TASK GOAL – Write out each line in which the string "image" is present.

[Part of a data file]
"""
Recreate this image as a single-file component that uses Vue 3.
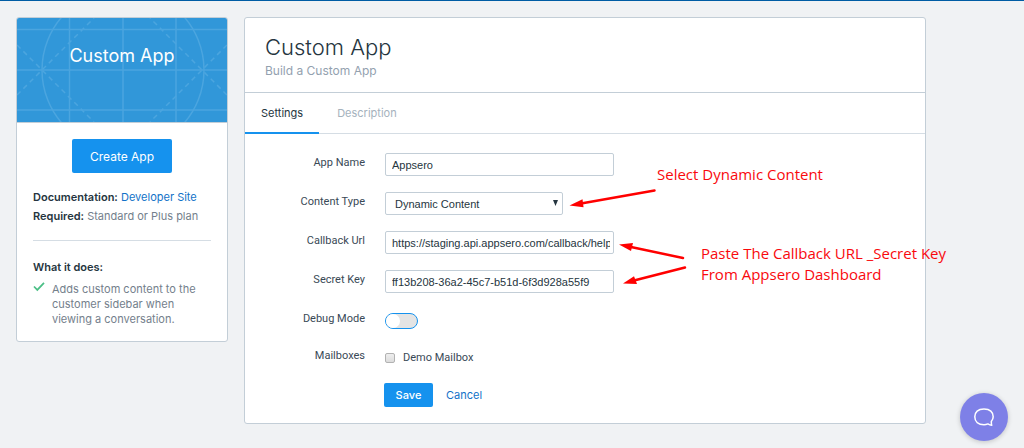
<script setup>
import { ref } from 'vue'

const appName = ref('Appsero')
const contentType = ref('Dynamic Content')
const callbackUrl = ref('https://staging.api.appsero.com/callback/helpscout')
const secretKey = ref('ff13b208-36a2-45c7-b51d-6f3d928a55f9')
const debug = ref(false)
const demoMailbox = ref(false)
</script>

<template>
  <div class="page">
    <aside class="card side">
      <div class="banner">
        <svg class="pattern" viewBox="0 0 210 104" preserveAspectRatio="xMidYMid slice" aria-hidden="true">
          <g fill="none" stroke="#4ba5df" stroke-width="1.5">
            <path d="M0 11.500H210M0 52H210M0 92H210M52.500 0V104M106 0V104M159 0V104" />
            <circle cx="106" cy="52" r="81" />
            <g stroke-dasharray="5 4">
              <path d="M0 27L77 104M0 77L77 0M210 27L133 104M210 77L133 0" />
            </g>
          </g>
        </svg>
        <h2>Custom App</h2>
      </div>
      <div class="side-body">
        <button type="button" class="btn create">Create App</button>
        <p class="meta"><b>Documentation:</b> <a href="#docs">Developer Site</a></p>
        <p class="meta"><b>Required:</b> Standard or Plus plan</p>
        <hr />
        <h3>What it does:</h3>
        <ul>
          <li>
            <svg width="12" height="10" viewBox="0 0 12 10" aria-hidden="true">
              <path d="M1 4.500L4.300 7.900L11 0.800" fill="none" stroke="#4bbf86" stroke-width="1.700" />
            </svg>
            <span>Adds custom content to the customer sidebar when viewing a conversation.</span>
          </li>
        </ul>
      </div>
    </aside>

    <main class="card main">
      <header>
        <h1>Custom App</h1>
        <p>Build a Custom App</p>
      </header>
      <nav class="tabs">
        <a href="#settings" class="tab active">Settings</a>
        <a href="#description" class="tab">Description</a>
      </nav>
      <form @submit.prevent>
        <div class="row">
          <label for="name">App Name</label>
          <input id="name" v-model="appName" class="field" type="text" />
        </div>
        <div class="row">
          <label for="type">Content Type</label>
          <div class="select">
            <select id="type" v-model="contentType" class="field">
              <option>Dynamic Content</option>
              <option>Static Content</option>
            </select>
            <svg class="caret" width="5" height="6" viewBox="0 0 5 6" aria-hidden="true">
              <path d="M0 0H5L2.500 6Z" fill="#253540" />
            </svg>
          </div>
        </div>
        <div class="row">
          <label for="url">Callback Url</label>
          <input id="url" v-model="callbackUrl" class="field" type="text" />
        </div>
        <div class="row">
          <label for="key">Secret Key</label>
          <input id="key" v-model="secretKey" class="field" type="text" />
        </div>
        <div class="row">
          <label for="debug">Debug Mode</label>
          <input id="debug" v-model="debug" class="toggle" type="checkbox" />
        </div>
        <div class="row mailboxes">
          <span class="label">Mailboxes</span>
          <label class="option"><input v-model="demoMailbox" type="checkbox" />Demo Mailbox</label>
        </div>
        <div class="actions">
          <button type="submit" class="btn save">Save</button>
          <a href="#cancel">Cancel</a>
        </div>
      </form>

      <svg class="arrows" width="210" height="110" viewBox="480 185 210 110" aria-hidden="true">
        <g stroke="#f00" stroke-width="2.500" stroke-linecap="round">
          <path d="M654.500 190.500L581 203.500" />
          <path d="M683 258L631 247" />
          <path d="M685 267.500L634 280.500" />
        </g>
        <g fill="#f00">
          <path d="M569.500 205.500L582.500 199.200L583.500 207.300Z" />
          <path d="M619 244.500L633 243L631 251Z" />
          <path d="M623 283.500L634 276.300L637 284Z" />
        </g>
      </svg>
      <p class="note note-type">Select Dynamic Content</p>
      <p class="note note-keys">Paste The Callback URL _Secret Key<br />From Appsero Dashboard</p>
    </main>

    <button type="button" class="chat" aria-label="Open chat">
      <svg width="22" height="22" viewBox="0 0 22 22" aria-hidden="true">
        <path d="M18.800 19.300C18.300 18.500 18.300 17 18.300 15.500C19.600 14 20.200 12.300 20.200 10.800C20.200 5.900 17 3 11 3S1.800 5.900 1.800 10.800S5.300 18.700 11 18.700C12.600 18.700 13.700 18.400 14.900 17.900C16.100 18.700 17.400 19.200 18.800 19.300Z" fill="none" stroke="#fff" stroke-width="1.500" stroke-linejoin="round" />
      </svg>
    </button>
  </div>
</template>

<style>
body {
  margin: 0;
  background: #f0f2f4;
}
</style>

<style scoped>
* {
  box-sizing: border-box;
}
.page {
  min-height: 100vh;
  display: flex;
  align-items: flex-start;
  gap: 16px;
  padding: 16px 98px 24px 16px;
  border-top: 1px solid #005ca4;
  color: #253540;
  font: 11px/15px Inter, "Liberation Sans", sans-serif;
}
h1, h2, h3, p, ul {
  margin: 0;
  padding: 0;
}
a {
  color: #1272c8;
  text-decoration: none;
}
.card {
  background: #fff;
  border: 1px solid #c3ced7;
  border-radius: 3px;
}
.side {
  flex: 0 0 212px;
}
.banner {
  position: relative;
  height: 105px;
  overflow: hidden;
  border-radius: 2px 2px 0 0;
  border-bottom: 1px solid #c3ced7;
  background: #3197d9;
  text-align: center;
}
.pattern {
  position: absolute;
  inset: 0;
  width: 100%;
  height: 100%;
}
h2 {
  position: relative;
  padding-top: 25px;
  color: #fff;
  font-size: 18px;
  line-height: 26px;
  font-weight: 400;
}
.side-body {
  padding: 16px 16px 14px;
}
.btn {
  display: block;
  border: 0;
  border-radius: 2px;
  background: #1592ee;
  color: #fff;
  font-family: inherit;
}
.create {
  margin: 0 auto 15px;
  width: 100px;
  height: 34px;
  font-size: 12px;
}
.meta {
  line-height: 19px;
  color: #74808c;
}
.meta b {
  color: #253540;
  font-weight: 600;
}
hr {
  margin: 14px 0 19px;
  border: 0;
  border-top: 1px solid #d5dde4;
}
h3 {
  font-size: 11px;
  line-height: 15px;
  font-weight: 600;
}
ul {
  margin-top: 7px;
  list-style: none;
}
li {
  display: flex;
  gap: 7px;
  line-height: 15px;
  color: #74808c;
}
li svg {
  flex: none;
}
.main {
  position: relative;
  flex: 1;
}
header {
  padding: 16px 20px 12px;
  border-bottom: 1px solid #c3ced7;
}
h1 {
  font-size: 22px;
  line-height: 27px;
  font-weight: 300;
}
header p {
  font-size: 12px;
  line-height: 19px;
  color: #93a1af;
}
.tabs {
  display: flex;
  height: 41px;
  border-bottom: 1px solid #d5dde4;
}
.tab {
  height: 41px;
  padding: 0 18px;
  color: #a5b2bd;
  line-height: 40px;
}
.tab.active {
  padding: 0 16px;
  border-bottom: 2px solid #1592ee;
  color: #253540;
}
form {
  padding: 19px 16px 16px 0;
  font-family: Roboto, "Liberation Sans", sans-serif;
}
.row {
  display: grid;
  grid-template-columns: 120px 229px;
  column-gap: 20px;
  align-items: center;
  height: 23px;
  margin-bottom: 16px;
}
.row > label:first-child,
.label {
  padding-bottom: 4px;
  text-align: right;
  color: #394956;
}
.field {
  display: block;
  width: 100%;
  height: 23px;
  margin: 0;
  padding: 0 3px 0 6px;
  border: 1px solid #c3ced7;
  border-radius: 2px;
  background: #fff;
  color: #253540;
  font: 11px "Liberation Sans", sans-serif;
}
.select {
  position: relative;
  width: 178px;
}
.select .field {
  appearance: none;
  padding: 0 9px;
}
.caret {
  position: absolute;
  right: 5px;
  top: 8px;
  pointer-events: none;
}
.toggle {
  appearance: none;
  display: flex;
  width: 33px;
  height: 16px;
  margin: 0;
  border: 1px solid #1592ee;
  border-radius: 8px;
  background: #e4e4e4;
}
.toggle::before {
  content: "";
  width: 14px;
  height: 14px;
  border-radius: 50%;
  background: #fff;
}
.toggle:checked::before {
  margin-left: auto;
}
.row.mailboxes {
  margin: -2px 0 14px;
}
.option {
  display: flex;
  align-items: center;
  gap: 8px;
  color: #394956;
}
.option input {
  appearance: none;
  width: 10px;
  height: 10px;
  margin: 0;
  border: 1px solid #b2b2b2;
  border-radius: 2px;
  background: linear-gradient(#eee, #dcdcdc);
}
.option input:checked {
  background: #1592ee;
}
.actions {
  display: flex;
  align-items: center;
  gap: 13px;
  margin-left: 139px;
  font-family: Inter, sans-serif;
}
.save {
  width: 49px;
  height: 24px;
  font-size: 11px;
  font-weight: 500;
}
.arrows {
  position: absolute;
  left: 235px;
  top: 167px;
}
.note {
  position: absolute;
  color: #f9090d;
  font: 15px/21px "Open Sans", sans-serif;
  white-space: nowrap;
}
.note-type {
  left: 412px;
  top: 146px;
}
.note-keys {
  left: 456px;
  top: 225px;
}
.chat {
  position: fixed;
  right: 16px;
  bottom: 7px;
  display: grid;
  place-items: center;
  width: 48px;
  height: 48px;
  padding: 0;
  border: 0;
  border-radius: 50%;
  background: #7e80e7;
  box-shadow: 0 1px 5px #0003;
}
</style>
"""
"""
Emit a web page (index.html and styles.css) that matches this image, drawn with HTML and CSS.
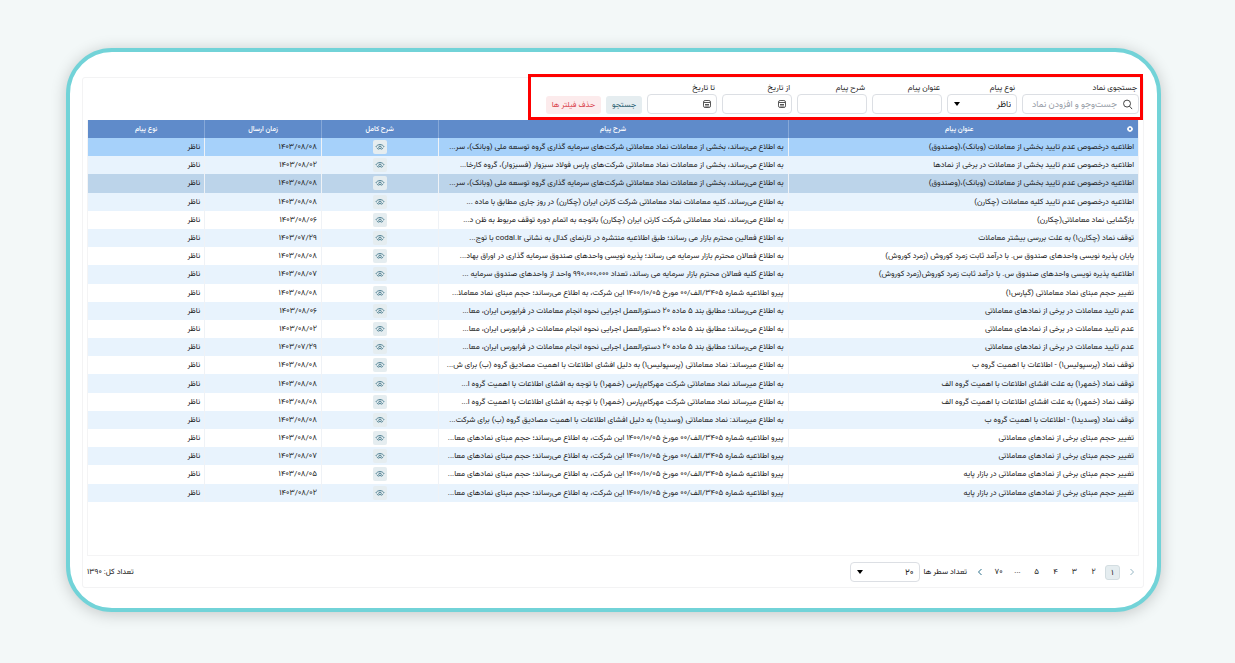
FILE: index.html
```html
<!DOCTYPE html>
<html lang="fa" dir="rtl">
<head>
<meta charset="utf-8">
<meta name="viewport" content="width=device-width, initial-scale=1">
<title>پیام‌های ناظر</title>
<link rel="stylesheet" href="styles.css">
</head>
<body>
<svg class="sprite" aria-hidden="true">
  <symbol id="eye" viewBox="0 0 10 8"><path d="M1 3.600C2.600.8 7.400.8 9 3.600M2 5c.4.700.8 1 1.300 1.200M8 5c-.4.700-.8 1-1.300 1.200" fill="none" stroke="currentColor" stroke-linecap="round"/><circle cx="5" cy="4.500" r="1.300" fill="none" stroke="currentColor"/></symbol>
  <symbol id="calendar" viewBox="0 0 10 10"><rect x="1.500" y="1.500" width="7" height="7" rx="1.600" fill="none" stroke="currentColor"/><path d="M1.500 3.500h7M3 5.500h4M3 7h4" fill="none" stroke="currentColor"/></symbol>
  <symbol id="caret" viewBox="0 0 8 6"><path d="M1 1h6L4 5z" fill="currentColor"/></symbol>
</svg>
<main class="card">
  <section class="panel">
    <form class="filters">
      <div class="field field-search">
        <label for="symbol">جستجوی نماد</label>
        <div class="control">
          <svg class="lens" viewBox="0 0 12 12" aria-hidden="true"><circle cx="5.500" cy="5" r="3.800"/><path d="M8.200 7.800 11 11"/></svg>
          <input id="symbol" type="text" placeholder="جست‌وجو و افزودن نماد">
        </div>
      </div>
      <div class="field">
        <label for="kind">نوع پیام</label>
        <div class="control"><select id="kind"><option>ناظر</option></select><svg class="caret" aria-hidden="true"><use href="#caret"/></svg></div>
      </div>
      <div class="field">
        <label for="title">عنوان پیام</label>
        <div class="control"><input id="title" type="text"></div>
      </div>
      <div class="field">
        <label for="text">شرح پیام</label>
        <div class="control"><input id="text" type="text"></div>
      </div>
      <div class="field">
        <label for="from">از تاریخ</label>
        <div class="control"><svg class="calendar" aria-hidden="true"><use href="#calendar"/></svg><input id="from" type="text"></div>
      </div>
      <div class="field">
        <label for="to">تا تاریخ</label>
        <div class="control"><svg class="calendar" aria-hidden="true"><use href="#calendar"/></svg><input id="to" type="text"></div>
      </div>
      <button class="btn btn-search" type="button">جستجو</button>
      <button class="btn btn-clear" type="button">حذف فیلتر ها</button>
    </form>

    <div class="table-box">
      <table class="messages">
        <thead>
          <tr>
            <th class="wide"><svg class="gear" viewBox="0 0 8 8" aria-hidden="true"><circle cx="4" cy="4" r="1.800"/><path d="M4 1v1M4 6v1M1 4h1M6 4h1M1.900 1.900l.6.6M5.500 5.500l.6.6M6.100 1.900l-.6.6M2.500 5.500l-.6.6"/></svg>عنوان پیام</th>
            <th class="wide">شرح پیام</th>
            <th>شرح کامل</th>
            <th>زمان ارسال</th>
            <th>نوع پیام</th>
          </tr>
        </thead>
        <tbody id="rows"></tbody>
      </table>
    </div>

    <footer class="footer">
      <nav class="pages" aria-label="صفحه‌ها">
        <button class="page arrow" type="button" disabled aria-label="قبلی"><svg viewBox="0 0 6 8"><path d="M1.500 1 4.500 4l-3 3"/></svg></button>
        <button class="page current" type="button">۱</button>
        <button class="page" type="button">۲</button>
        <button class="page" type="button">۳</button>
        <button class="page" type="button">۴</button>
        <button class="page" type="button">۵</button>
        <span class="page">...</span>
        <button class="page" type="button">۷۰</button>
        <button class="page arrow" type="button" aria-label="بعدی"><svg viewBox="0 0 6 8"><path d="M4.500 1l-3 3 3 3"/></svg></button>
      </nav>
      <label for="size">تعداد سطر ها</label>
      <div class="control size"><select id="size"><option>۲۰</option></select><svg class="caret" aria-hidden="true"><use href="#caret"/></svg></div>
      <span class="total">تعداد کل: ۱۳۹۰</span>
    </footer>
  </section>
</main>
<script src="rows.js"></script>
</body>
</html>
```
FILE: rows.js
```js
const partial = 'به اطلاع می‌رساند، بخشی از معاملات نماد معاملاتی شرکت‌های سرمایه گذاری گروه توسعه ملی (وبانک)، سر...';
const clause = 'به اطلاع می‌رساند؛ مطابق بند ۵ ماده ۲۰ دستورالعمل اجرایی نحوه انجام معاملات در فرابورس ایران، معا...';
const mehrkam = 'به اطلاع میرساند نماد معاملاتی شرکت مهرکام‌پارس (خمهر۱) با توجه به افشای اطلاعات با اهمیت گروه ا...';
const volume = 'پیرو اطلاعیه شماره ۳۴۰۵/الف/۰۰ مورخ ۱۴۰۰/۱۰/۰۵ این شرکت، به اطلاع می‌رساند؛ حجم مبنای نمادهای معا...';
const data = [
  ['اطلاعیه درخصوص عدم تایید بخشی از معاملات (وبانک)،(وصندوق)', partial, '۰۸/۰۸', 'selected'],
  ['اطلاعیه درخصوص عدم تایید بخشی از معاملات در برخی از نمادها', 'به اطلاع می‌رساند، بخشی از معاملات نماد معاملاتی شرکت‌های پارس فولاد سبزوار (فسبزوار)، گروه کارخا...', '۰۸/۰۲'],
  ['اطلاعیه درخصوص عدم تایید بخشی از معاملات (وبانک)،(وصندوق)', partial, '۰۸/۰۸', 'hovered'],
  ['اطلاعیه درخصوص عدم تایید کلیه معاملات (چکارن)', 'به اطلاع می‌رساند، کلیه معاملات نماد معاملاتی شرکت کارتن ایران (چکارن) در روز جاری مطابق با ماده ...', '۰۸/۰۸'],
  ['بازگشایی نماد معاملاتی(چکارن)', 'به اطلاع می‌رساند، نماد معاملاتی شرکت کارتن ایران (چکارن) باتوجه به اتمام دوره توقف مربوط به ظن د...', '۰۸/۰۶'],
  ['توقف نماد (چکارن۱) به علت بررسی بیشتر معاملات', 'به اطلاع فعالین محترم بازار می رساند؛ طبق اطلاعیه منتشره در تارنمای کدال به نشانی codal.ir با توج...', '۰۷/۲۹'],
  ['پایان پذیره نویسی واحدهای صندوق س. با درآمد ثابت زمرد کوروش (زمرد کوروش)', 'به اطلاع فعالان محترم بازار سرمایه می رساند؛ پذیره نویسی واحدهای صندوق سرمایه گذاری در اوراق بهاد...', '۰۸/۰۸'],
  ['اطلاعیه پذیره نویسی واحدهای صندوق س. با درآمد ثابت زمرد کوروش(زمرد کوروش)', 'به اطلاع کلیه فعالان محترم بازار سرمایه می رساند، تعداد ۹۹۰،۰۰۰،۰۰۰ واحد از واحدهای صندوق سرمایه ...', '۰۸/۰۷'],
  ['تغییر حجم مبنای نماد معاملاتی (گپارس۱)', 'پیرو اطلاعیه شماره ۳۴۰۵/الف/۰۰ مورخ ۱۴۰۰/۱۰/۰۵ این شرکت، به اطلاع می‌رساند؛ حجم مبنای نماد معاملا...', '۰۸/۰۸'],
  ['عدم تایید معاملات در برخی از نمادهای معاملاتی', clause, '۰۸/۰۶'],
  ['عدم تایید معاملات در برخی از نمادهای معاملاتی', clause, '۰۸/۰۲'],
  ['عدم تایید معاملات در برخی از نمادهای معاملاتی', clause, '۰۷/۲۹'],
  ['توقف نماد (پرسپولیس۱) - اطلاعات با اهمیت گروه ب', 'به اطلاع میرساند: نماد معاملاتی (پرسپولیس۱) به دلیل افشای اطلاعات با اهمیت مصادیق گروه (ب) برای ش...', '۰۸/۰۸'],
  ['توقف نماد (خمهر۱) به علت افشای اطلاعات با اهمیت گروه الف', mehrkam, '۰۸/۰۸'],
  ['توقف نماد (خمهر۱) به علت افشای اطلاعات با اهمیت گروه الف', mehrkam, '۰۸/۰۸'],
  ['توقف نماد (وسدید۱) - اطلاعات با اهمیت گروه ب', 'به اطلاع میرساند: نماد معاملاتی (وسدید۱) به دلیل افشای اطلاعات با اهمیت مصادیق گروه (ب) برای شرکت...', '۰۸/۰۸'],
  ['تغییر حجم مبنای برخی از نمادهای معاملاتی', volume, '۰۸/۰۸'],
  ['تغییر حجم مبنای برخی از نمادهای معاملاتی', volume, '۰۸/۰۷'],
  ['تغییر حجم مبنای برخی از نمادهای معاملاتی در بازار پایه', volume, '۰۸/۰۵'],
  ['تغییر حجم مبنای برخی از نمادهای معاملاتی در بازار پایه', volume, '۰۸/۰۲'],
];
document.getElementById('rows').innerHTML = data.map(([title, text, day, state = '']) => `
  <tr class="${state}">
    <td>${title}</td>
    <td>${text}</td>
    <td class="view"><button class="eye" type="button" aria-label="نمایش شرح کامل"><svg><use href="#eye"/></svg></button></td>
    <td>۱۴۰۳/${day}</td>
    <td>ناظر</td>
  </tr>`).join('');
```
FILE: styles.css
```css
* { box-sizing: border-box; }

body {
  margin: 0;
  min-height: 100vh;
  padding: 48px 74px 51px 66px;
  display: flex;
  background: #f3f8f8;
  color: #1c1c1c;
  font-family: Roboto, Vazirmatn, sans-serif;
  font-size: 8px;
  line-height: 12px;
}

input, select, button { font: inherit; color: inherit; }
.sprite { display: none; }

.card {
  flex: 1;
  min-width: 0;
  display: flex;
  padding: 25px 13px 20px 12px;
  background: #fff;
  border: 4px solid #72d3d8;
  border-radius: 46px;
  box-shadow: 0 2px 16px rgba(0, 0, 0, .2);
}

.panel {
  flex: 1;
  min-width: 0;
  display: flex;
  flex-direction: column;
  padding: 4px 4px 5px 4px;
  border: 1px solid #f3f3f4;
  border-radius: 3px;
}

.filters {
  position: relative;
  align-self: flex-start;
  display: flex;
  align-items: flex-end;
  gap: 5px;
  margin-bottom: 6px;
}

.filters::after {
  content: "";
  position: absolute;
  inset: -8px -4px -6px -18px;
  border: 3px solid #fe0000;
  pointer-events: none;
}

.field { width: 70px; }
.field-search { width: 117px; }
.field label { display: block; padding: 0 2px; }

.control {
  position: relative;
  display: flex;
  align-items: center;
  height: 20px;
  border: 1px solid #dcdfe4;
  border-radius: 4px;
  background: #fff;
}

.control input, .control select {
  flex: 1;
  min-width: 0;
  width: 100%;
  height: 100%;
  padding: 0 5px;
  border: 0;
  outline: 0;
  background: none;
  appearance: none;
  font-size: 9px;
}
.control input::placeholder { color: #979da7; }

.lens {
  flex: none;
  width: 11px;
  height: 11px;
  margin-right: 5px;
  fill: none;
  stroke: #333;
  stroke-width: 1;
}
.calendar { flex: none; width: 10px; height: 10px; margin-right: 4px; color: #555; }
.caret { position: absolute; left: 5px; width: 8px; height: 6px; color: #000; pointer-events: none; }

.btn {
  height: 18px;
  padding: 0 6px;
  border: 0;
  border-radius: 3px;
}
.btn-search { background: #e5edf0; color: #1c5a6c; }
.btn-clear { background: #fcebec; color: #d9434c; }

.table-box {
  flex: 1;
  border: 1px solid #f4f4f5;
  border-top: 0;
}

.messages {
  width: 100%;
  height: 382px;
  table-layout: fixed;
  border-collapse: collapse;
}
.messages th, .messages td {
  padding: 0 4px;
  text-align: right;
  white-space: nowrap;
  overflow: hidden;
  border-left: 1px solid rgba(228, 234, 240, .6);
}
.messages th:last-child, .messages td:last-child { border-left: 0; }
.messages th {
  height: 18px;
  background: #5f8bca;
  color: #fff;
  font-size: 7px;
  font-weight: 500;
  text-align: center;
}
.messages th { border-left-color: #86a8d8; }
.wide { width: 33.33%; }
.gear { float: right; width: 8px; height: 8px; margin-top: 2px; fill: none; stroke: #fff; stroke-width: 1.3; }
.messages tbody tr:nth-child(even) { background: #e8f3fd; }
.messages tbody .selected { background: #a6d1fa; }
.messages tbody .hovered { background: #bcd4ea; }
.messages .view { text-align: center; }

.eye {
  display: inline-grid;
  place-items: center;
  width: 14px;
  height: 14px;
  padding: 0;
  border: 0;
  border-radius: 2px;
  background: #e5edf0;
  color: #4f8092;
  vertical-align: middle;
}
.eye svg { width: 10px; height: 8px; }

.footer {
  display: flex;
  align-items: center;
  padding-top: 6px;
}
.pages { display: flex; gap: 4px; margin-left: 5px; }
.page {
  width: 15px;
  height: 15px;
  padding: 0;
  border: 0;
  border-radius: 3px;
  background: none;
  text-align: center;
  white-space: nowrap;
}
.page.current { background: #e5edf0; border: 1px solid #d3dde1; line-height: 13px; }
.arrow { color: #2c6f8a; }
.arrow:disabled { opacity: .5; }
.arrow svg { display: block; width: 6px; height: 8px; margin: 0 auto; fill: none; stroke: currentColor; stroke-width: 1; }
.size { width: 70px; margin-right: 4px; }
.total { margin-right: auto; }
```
"""
PROBLEM SOLUTION –
Recreate this image as a single-file component that uses Vue 3.
Emit a web page (index.html and styles.css) that matches this image, drawn with HTML and CSS.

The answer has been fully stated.